Professor Lyons is a College of Arts and Sciences Distinguished Professor of Earth Sciences in the School of Earth Sciences at The Ohio State University. His interests include the biogeochemistry of polar regions, how polar environments are affected by a changing climate, and the impact of differences in biogeochemistry on polar biogeography. He has performed research in both the Arctic and Antarctic since the early 1980s, but during the past two decades he has primarily focused on the ice-free regions and subglacial environments of the Antarctic. He is a Fellow of the Geological Society of America (GSA), American Association for the Advancement Science, and American Geophysical Union, and has been a Lowell Thomas awardee from the Explorers Club, the GSA's I. C. Russell awardee, and the Ingerson Lecturer for both GSA and International Association for GeoChemistry. Since 2000, he has co-authored 73 peer-reviewed papers on Antarctic biogeochemical topics and has served on the USA’s Polar Research Board, chaired the National Research Council report entitled “Designing an Arctic Observing Network” and was until recently the Chair the NSF’s Office of Polar Program’s Advisory Committee. He has been a USA representative to and the chief officer of SCAR’s Geosciences Scientific Standing Group and served as the Director of the Byrd Polar and Climate Research Center from 1999 to 2009, and Director of the School of Earth Sciences from 2009 to 2018. He spent seven months on a Fulbright Fellowship at the National University of Ireland, Galway in 2018.

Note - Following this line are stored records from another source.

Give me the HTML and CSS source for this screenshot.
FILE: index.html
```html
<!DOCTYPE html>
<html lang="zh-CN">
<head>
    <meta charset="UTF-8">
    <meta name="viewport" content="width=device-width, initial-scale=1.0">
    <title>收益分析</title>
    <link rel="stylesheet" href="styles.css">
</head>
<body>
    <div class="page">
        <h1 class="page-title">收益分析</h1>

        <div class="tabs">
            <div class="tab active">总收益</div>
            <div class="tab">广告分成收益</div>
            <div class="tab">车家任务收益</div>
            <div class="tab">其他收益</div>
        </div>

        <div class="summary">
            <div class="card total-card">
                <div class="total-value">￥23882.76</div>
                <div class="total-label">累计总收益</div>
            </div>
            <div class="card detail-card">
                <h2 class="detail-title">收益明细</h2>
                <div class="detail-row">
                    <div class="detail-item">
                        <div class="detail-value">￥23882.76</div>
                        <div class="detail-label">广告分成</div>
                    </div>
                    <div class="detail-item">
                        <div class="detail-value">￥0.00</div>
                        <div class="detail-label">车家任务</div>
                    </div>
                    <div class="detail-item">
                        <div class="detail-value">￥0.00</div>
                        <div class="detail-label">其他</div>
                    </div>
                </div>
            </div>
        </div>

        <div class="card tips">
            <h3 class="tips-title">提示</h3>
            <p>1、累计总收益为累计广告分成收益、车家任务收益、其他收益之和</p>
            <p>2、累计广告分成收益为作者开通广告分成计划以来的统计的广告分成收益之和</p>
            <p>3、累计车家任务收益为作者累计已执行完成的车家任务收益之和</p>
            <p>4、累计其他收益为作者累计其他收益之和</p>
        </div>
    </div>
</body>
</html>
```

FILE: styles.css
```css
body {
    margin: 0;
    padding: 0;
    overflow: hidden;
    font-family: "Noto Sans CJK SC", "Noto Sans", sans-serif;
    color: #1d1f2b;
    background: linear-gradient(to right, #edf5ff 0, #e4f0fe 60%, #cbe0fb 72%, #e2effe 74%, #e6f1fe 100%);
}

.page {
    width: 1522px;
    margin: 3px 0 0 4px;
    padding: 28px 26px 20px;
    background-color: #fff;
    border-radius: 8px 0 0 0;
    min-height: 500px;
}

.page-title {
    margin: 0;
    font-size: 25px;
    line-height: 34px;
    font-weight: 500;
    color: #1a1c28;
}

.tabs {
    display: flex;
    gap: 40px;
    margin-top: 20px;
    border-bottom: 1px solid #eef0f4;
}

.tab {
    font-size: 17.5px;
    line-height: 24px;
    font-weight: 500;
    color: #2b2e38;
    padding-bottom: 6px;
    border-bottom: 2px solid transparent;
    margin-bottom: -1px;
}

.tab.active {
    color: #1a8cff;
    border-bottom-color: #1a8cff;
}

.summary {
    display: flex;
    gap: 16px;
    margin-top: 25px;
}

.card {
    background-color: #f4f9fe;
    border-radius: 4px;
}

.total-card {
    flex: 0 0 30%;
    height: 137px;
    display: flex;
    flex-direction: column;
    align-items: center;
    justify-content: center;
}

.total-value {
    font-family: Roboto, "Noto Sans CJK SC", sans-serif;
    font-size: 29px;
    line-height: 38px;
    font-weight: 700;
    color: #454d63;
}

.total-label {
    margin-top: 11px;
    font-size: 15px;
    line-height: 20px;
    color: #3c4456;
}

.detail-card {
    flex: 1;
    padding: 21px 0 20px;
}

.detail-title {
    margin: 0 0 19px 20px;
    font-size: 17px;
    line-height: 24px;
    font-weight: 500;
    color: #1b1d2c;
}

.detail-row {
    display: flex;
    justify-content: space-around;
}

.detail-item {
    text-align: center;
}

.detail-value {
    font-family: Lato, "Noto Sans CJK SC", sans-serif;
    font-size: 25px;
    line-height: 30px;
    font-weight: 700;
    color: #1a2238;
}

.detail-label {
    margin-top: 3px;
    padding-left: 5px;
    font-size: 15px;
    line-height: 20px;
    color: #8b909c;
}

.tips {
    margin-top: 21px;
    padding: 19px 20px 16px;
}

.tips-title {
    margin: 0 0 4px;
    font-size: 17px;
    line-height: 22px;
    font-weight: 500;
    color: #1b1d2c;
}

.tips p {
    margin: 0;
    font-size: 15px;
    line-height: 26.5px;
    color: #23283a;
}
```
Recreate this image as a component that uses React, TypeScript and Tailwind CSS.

One of the most compelling research topics in polar science today is that of subglacial environments. The occurrence of liquid water in the form of lakes, streams, and even groundwater under polar glaciers is important in determining both glacier movement and dynamics and the production of chemical species that eventually find their way into the oceans. This study will integrate and synthesize both past and ongoing research to produce three high-profile papers in top-tier journals. Professor Lyons and Professor Tranter have collaborated for two decades and have successfully co-authored many papers on the biogeochemistry of Antarctic aquatic environments. This present study will be a follow-on to their previous work. The proposed work will incorporate data from investigations in which both have been involved and produce seminal reviews on the biogeochemistry of subglacial aquatic environments in Antarctica. In addition, Lyons will present university and departmental seminars, interact with faculty, staff and students of the Centre and School, and provide mentoring to post-graduate students.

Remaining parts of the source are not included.